Data segment:
╭──

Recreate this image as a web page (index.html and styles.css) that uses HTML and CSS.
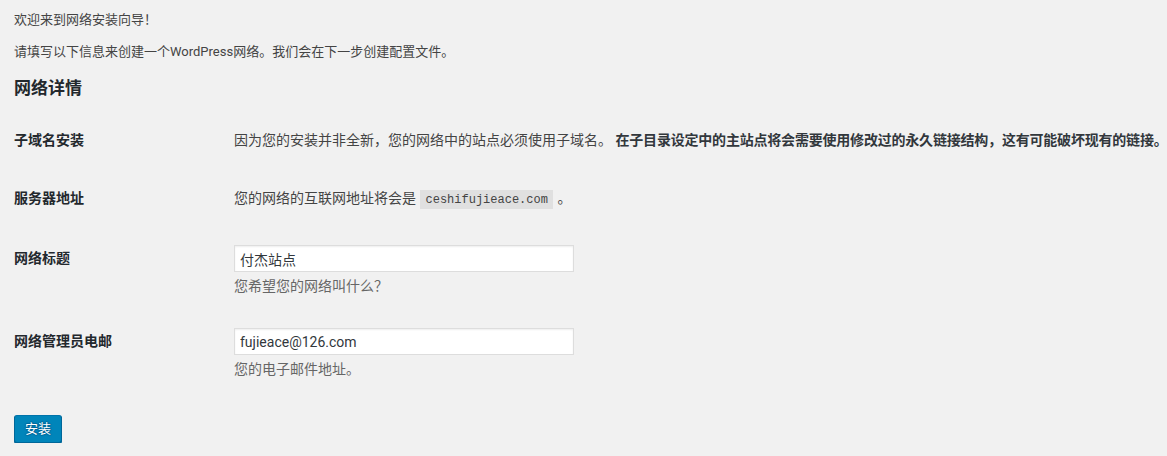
FILE: index.html
```html
<!DOCTYPE html>
<html lang="zh-CN">
<head>
    <meta charset="UTF-8">
    <title>创建WordPress站点网络</title>
    <link rel="stylesheet" href="styles.css">
</head>
<body>
    <div class="wrap">
        <p>欢迎来到网络安装向导！</p>
        <p>请填写以下信息来创建一个WordPress网络。我们会在下一步创建配置文件。</p>

        <h3>网络详情</h3>

        <div class="form-table">
            <div class="row">
                <div class="th">子域名安装</div>
                <div class="td nowrap">因为您的安装并非全新，您的网络中的站点必须使用子域名。 <strong>在子目录设定中的主站点将会需要使用修改过的永久链接结构，这有可能破坏现有的链接。</strong></div>
            </div>
            <div class="row">
                <div class="th">服务器地址</div>
                <div class="td">您的网络的互联网地址将会是 <code>ceshifujieace.com</code> 。</div>
            </div>
            <div class="row">
                <div class="th">网络标题</div>
                <div class="td field">
                    <input type="text" class="regular-text" value="付杰站点">
                    <p class="description">您希望您的网络叫什么？</p>
                </div>
            </div>
            <div class="row">
                <div class="th">网络管理员电邮</div>
                <div class="td field">
                    <input type="text" class="regular-text" value="fujieace@126.com">
                    <p class="description">您的电子邮件地址。</p>
                </div>
            </div>
        </div>

        <p class="submit"><button class="button-primary">安装</button></p>
    </div>
</body>
</html>
```

FILE: styles.css
```css
* {
    box-sizing: border-box;
}

html, body {
    margin: 0;
    padding: 0;
}

body {
    background-color: #f1f1f1;
    color: #444;
    font-family: Roboto, "Noto Sans CJK SC", sans-serif;
    font-size: 13px;
    line-height: 19px;
    overflow: hidden;
}

.wrap {
    padding: 10px 14px 0 14px;
}

.wrap p {
    margin: 0 0 13px 0;
}

h3 {
    color: #23282d;
    font-size: 17px;
    font-weight: 600;
    line-height: 24px;
    margin: 15px 0 11px 0;
}

/* tabla del formulario */
.form-table {
    font-size: 14px;
}

.row {
    display: flex;
    align-items: flex-start;
}

.th {
    width: 210px;
    flex-shrink: 0;
    padding: 20px 10px 20px 0;
    line-height: 18.2px;
    font-weight: 600;
    color: #23282d;
}

.td {
    padding: 20px 10px;
    line-height: 18.2px;
}

.nowrap {
    white-space: nowrap;
}

.td strong {
    font-weight: 700;
    color: #32373c;
    letter-spacing: -0.2px;
}

code {
    font-family: "Liberation Mono", monospace;
    font-size: 12px;
    background-color: rgba(0, 0, 0, .07);
    padding: 3px 5px 2px 5px;
    margin: 0 1px;
}

.field {
    padding: 15px 10px 15px 10px;
}

.regular-text {
    display: block;
    width: 340px;
    height: 27px;
    margin: 1px 0;
    padding: 3px 5px;
    border: 1px solid #ddd;
    background-color: #fff;
    box-shadow: inset 0 1px 2px rgba(0, 0, 0, .07);
    color: #32373c;
    font-family: Roboto, "Noto Sans CJK SC", sans-serif;
    font-size: 14px;
    outline: none;
}

.wrap .description {
    margin: 4px 0 0 0;
    line-height: 21px;
    color: #666;
}

.wrap .submit {
    margin: 20px 0 0 0;
}

.button-primary {
    height: 28px;
    padding: 0 10px 1px 10px;
    border: 1px solid #0073aa;
    border-color: #0073aa #006799 #006799;
    border-radius: 3px;
    background-color: #0085ba;
    box-shadow: 0 1px 0 #006799;
    color: #fff;
    font-family: Roboto, "Noto Sans CJK SC", sans-serif;
    font-size: 13px;
    line-height: 26px;
    text-shadow: 0 -1px 1px #006799, 1px 0 1px #006799, 0 1px 1px #006799, -1px 0 1px #006799;
}
```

╰──

Stated problem: Write the lines above out again exactly, without any of their pictures.

Reply to the task:
Recreate this image as a web page (index.html and styles.css) that uses HTML and CSS.
FILE: index.html
```html
<!DOCTYPE html>
<html lang="zh-CN">
<head>
    <meta charset="UTF-8">
    <title>创建WordPress站点网络</title>
    <link rel="stylesheet" href="styles.css">
</head>
<body>
    <div class="wrap">
        <p>欢迎来到网络安装向导！</p>
        <p>请填写以下信息来创建一个WordPress网络。我们会在下一步创建配置文件。</p>

        <h3>网络详情</h3>

        <div class="form-table">
            <div class="row">
                <div class="th">子域名安装</div>
                <div class="td nowrap">因为您的安装并非全新，您的网络中的站点必须使用子域名。 <strong>在子目录设定中的主站点将会需要使用修改过的永久链接结构，这有可能破坏现有的链接。</strong></div>
            </div>
            <div class="row">
                <div class="th">服务器地址</div>
                <div class="td">您的网络的互联网地址将会是 <code>ceshifujieace.com</code> 。</div>
            </div>
            <div class="row">
                <div class="th">网络标题</div>
                <div class="td field">
                    <input type="text" class="regular-text" value="付杰站点">
                    <p class="description">您希望您的网络叫什么？</p>
                </div>
            </div>
            <div class="row">
                <div class="th">网络管理员电邮</div>
                <div class="td field">
                    <input type="text" class="regular-text" value="fujieace@126.com">
                    <p class="description">您的电子邮件地址。</p>
                </div>
            </div>
        </div>

        <p class="submit"><button class="button-primary">安装</button></p>
    </div>
</body>
</html>
```

FILE: styles.css
```css
* {
    box-sizing: border-box;
}

html, body {
    margin: 0;
    padding: 0;
}

body {
    background-color: #f1f1f1;
    color: #444;
    font-family: Roboto, "Noto Sans CJK SC", sans-serif;
    font-size: 13px;
    line-height: 19px;
    overflow: hidden;
}

.wrap {
    padding: 10px 14px 0 14px;
}

.wrap p {
    margin: 0 0 13px 0;
}

h3 {
    color: #23282d;
    font-size: 17px;
    font-weight: 600;
    line-height: 24px;
    margin: 15px 0 11px 0;
}

/* tabla del formulario */
.form-table {
    font-size: 14px;
}

.row {
    display: flex;
    align-items: flex-start;
}

.th {
    width: 210px;
    flex-shrink: 0;
    padding: 20px 10px 20px 0;
    line-height: 18.2px;
    font-weight: 600;
    color: #23282d;
}

.td {
    padding: 20px 10px;
    line-height: 18.2px;
}

.nowrap {
    white-space: nowrap;
}

.td strong {
    font-weight: 700;
    color: #32373c;
    letter-spacing: -0.2px;
}

code {
    font-family: "Liberation Mono", monospace;
    font-size: 12px;
    background-color: rgba(0, 0, 0, .07);
    padding: 3px 5px 2px 5px;
    margin: 0 1px;
}

.field {
    padding: 15px 10px 15px 10px;
}

.regular-text {
    display: block;
    width: 340px;
    height: 27px;
    margin: 1px 0;
    padding: 3px 5px;
    border: 1px solid #ddd;
    background-color: #fff;
    box-shadow: inset 0 1px 2px rgba(0, 0, 0, .07);
    color: #32373c;
    font-family: Roboto, "Noto Sans CJK SC", sans-serif;
    font-size: 14px;
    outline: none;
}

.wrap .description {
    margin: 4px 0 0 0;
    line-height: 21px;
    color: #666;
}

.wrap .submit {
    margin: 20px 0 0 0;
}

.button-primary {
    height: 28px;
    padding: 0 10px 1px 10px;
    border: 1px solid #0073aa;
    border-color: #0073aa #006799 #006799;
    border-radius: 3px;
    background-color: #0085ba;
    box-shadow: 0 1px 0 #006799;
    color: #fff;
    font-family: Roboto, "Noto Sans CJK SC", sans-serif;
    font-size: 13px;
    line-height: 26px;
    text-shadow: 0 -1px 1px #006799, 1px 0 1px #006799, 0 1px 1px #006799, -1px 0 1px #006799;
}
```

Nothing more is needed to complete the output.